- GIVEN REQUEST -
Starting at the first line of the listing below, repeat each line up to and including the one containing "import React from 'react'". Leave out pictures.

- DATA BLOCK -
● ● ● ●

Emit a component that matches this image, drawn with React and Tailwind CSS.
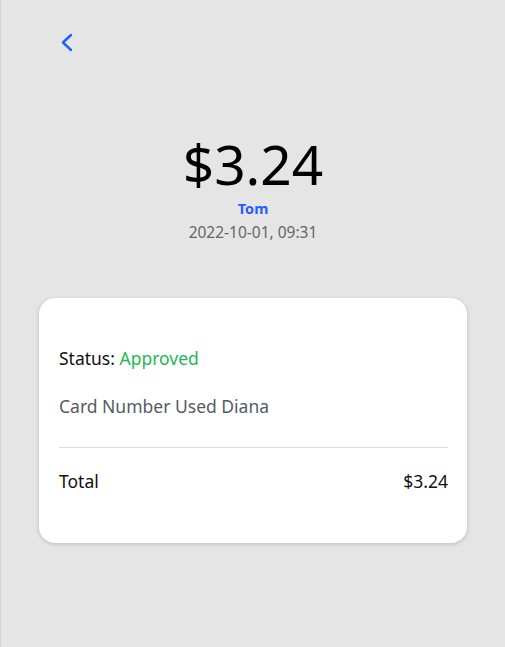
import React from 'react'

export default function App() {
  return (
    <div className="min-h-[647px] bg-[#e5e5e5] border-l border-[#d2d2d2] font-['Noto_Sans',_'Open_Sans',sans-serif]">
      <div className="pt-[33px] pl-[59px]">
        <button className="block w-[16px] h-[20px]">
          <svg width="16" height="20" viewBox="0 0 16 20" fill="none">
            <path d="M11 2 L3 9.5 L11 17" stroke="#1f5eff" strokeWidth="2.4" strokeLinecap="round" strokeLinejoin="round" />
          </svg>
        </button>
      </div>

      <div className="flex flex-col items-center mt-[83px]">
        <div className="text-[55px] leading-[56px] text-black">$3.24</div>
        <div className="mt-[7px] text-[14.5px] leading-[18px] font-bold text-[#1f5eff]">Tom</div>
        <div className="mt-[5px] text-[15.5px] leading-[20px] text-[#666666]">2022-10-01, 09:31</div>
      </div>

      <div className="mx-[38px] mt-[56px] bg-white rounded-[16px] shadow-[0_1px_4px_rgba(0,0,0,0.18)] pl-[20px] pr-[19px] pt-[48px] pb-[50px]">
        <div className="text-[17.5px] leading-[24px] text-[#111111]">
          Status: <span className="text-[#1db954]">Approved</span>
        </div>
        <div className="mt-[24px] text-[17.5px] leading-[24px] text-[#555b66]">Card Number Used Diana</div>
        <div className="mt-[29px] border-t border-[#d9dde3]" />
        <div className="mt-[21px] flex justify-between text-[17.5px] leading-[24px] text-[#111111]">
          <span>Total</span>
          <span>$3.24</span>
        </div>
      </div>
    </div>
  )
}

● ● ● ●

- CORRECT ANSWER -
Emit a component that matches this image, drawn with React and Tailwind CSS.
import React from 'react'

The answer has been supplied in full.